■ **SOURCE DATA**
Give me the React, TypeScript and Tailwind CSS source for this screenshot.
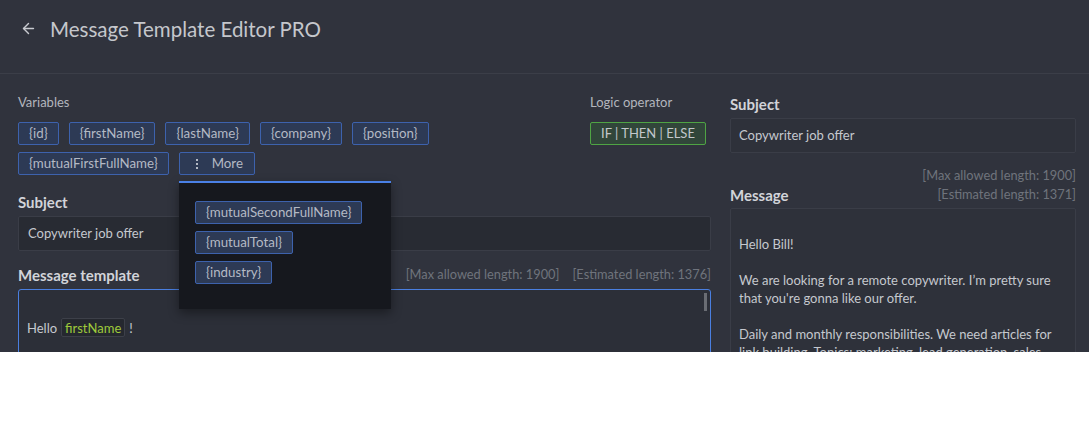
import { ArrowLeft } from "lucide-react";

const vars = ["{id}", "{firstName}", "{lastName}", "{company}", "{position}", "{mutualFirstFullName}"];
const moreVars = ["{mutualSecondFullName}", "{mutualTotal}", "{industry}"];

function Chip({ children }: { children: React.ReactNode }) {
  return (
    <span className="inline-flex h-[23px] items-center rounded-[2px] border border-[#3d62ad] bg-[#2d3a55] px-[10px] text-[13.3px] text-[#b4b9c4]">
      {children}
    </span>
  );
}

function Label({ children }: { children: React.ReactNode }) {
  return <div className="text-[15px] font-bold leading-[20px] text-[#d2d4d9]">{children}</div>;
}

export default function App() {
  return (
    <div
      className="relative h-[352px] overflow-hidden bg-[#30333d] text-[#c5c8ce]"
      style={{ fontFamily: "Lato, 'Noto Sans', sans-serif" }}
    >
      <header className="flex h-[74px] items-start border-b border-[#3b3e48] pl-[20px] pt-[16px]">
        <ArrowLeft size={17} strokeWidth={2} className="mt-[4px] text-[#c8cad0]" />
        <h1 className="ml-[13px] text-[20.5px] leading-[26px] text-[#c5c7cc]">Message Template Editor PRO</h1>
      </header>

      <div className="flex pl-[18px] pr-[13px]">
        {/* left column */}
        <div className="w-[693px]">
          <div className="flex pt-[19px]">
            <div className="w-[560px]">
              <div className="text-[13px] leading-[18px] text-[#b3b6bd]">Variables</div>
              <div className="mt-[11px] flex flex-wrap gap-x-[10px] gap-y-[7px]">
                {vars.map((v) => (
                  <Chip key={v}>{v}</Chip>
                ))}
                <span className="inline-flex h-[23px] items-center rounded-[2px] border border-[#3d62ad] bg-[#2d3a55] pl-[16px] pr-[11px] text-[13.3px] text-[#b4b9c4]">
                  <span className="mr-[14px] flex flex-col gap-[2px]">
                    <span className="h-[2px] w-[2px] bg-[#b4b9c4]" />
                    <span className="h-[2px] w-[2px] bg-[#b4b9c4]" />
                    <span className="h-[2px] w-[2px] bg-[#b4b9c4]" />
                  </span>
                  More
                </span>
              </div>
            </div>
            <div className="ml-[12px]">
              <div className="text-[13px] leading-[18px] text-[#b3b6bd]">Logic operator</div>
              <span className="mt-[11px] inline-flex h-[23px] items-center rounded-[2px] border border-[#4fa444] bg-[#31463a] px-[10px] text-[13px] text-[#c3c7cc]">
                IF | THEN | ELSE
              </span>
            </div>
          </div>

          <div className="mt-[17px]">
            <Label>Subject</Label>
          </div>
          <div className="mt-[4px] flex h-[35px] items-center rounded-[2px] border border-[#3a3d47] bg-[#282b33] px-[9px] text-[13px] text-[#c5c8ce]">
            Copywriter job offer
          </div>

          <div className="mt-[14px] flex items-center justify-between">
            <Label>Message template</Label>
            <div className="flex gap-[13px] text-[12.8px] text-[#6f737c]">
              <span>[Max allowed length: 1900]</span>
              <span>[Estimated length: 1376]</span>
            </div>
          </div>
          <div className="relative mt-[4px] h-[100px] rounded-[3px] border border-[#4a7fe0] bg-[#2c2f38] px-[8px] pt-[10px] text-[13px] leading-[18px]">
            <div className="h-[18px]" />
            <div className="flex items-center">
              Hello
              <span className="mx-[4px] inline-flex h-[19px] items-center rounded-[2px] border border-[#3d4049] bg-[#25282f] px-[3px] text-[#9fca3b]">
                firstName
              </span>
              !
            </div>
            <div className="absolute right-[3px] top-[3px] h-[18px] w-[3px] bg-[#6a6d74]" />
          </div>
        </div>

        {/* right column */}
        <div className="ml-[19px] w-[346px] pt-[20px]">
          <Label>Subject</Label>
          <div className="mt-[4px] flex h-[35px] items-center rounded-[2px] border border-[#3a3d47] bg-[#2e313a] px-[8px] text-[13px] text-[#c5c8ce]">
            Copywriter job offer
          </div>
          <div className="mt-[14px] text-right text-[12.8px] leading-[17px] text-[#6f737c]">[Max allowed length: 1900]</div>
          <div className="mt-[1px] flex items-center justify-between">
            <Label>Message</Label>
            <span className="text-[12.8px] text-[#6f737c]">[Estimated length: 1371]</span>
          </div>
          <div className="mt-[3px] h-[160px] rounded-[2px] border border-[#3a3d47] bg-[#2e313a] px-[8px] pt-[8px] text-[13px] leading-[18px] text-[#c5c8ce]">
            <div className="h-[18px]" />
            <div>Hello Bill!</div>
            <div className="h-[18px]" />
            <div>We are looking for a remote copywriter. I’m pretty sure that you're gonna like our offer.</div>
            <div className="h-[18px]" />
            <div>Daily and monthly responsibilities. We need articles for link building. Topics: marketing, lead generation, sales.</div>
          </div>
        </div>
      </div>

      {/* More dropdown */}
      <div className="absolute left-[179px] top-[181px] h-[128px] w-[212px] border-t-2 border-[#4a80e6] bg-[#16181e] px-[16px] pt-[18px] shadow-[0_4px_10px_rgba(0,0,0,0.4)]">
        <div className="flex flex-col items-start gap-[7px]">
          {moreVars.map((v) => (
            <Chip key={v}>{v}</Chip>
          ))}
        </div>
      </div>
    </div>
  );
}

■ **AIM OF THE TASK**
Omit every picture while copying the listing above exactly.

■ **TASK RESULT**
Give me the React, TypeScript and Tailwind CSS source for this screenshot.
import { ArrowLeft } from "lucide-react";

const vars = ["{id}", "{firstName}", "{lastName}", "{company}", "{position}", "{mutualFirstFullName}"];
const moreVars = ["{mutualSecondFullName}", "{mutualTotal}", "{industry}"];

function Chip({ children }: { children: React.ReactNode }) {
  return (
    <span className="inline-flex h-[23px] items-center rounded-[2px] border border-[#3d62ad] bg-[#2d3a55] px-[10px] text-[13.3px] text-[#b4b9c4]">
      {children}
    </span>
  );
}

function Label({ children }: { children: React.ReactNode }) {
  return <div className="text-[15px] font-bold leading-[20px] text-[#d2d4d9]">{children}</div>;
}

export default function App() {
  return (
    <div
      className="relative h-[352px] overflow-hidden bg-[#30333d] text-[#c5c8ce]"
      style={{ fontFamily: "Lato, 'Noto Sans', sans-serif" }}
    >
      <header className="flex h-[74px] items-start border-b border-[#3b3e48] pl-[20px] pt-[16px]">
        <ArrowLeft size={17} strokeWidth={2} className="mt-[4px] text-[#c8cad0]" />
        <h1 className="ml-[13px] text-[20.5px] leading-[26px] text-[#c5c7cc]">Message Template Editor PRO</h1>
      </header>

      <div className="flex pl-[18px] pr-[13px]">
        {/* left column */}
        <div className="w-[693px]">
          <div className="flex pt-[19px]">
            <div className="w-[560px]">
              <div className="text-[13px] leading-[18px] text-[#b3b6bd]">Variables</div>
              <div className="mt-[11px] flex flex-wrap gap-x-[10px] gap-y-[7px]">
                {vars.map((v) => (
                  <Chip key={v}>{v}</Chip>
                ))}
                <span className="inline-flex h-[23px] items-center rounded-[2px] border border-[#3d62ad] bg-[#2d3a55] pl-[16px] pr-[11px] text-[13.3px] text-[#b4b9c4]">
                  <span className="mr-[14px] flex flex-col gap-[2px]">
                    <span className="h-[2px] w-[2px] bg-[#b4b9c4]" />
                    <span className="h-[2px] w-[2px] bg-[#b4b9c4]" />
                    <span className="h-[2px] w-[2px] bg-[#b4b9c4]" />
                  </span>
                  More
                </span>
              </div>
            </div>
            <div className="ml-[12px]">
              <div className="text-[13px] leading-[18px] text-[#b3b6bd]">Logic operator</div>
              <span className="mt-[11px] inline-flex h-[23px] items-center rounded-[2px] border border-[#4fa444] bg-[#31463a] px-[10px] text-[13px] text-[#c3c7cc]">
                IF | THEN | ELSE
              </span>
            </div>
          </div>

          <div className="mt-[17px]">
            <Label>Subject</Label>
          </div>
          <div className="mt-[4px] flex h-[35px] items-center rounded-[2px] border border-[#3a3d47] bg-[#282b33] px-[9px] text-[13px] text-[#c5c8ce]">
            Copywriter job offer
          </div>

          <div className="mt-[14px] flex items-center justify-between">
            <Label>Message template</Label>
            <div className="flex gap-[13px] text-[12.8px] text-[#6f737c]">
              <span>[Max allowed length: 1900]</span>
              <span>[Estimated length: 1376]</span>
            </div>
          </div>
          <div className="relative mt-[4px] h-[100px] rounded-[3px] border border-[#4a7fe0] bg-[#2c2f38] px-[8px] pt-[10px] text-[13px] leading-[18px]">
            <div className="h-[18px]" />
            <div className="flex items-center">
              Hello
              <span className="mx-[4px] inline-flex h-[19px] items-center rounded-[2px] border border-[#3d4049] bg-[#25282f] px-[3px] text-[#9fca3b]">
                firstName
              </span>
              !
            </div>
            <div className="absolute right-[3px] top-[3px] h-[18px] w-[3px] bg-[#6a6d74]" />
          </div>
        </div>

        {/* right column */}
        <div className="ml-[19px] w-[346px] pt-[20px]">
          <Label>Subject</Label>
          <div className="mt-[4px] flex h-[35px] items-center rounded-[2px] border border-[#3a3d47] bg-[#2e313a] px-[8px] text-[13px] text-[#c5c8ce]">
            Copywriter job offer
          </div>
          <div className="mt-[14px] text-right text-[12.8px] leading-[17px] text-[#6f737c]">[Max allowed length: 1900]</div>
          <div className="mt-[1px] flex items-center justify-between">
            <Label>Message</Label>
            <span className="text-[12.8px] text-[#6f737c]">[Estimated length: 1371]</span>
          </div>
          <div className="mt-[3px] h-[160px] rounded-[2px] border border-[#3a3d47] bg-[#2e313a] px-[8px] pt-[8px] text-[13px] leading-[18px] text-[#c5c8ce]">
            <div className="h-[18px]" />
            <div>Hello Bill!</div>
            <div className="h-[18px]" />
            <div>We are looking for a remote copywriter. I’m pretty sure that you're gonna like our offer.</div>
            <div className="h-[18px]" />
            <div>Daily and monthly responsibilities. We need articles for link building. Topics: marketing, lead generation, sales.</div>
          </div>
        </div>
      </div>

      {/* More dropdown */}
      <div className="absolute left-[179px] top-[181px] h-[128px] w-[212px] border-t-2 border-[#4a80e6] bg-[#16181e] px-[16px] pt-[18px] shadow-[0_4px_10px_rgba(0,0,0,0.4)]">
        <div className="flex flex-col items-start gap-[7px]">
          {moreVars.map((v) => (
            <Chip key={v}>{v}</Chip>
          ))}
        </div>
      </div>
    </div>
  );
}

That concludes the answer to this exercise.